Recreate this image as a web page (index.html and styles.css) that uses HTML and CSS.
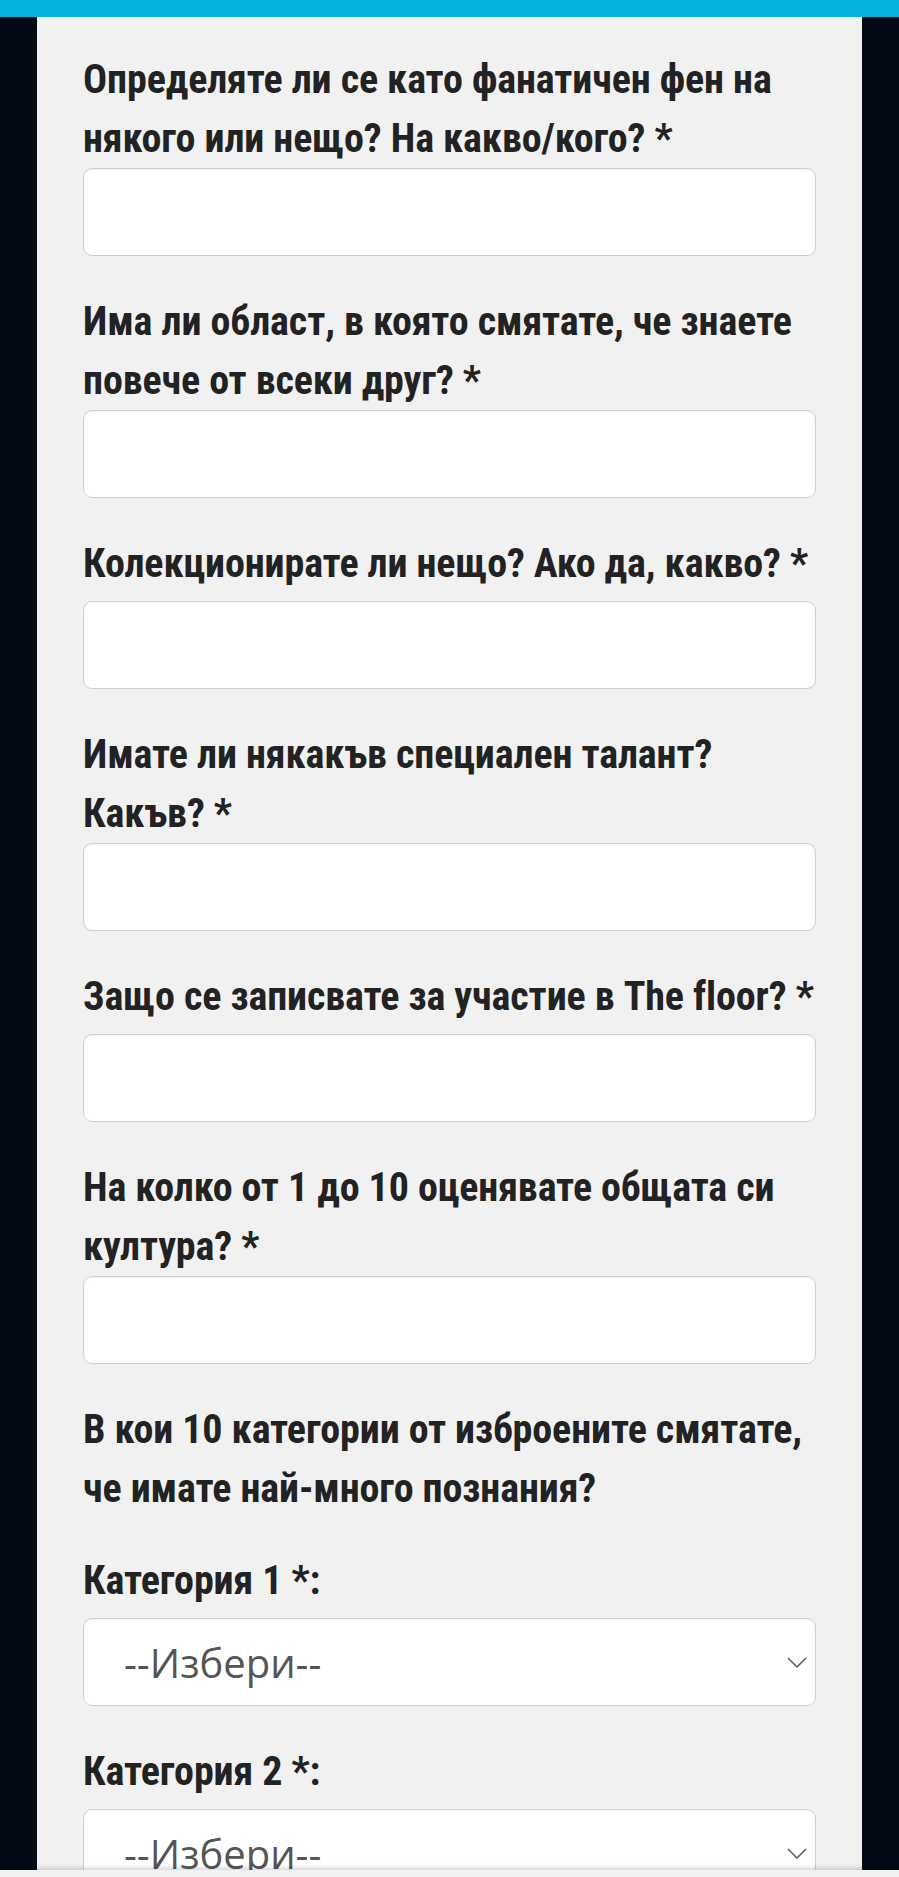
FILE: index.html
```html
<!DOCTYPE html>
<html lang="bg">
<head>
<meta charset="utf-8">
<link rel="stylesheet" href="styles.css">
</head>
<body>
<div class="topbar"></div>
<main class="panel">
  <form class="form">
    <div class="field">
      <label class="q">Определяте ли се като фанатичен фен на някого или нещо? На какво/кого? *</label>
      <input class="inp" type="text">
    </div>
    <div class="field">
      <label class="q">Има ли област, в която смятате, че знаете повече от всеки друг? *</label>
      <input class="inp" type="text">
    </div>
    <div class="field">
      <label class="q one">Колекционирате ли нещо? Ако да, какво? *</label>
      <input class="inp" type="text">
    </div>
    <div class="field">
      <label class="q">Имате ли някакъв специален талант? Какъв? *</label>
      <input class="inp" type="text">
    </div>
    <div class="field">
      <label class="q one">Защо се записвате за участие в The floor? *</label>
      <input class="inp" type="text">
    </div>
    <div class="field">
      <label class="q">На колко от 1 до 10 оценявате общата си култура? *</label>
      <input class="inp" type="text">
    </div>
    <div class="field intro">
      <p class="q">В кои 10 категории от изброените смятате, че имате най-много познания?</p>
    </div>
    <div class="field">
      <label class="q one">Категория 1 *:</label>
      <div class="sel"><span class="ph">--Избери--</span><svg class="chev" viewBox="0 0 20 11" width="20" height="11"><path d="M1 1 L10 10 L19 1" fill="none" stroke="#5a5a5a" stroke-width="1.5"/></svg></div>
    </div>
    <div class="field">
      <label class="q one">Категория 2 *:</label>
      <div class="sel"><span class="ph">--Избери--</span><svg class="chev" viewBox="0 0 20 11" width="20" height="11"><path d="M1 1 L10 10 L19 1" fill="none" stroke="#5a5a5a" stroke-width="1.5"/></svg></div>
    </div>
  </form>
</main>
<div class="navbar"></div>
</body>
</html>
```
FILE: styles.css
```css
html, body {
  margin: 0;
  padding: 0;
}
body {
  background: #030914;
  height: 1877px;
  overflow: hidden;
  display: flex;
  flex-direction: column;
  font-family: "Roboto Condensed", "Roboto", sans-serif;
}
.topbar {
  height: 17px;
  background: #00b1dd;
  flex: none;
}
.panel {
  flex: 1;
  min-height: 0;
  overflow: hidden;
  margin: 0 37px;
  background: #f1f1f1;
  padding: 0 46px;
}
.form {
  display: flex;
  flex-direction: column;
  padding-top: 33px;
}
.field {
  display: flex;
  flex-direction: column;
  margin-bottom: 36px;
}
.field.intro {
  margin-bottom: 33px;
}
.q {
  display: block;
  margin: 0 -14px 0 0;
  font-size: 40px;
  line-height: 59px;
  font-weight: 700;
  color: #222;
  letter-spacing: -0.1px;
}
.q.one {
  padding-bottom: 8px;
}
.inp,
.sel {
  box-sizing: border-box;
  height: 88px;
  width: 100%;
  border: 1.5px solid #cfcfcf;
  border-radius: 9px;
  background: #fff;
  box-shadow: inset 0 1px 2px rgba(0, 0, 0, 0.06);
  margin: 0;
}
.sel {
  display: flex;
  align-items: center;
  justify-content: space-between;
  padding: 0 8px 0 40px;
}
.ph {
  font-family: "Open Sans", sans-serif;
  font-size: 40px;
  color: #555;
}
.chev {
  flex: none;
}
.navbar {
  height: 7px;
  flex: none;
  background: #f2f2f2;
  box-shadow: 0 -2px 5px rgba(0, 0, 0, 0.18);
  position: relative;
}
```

:::

Search the data above for the word "styles", then gather each line in which it appears.

— Result of the task —
Recreate this image as a web page (index.html and styles.css) that uses HTML and CSS.
<link rel="stylesheet" href="styles.css">
FILE: styles.css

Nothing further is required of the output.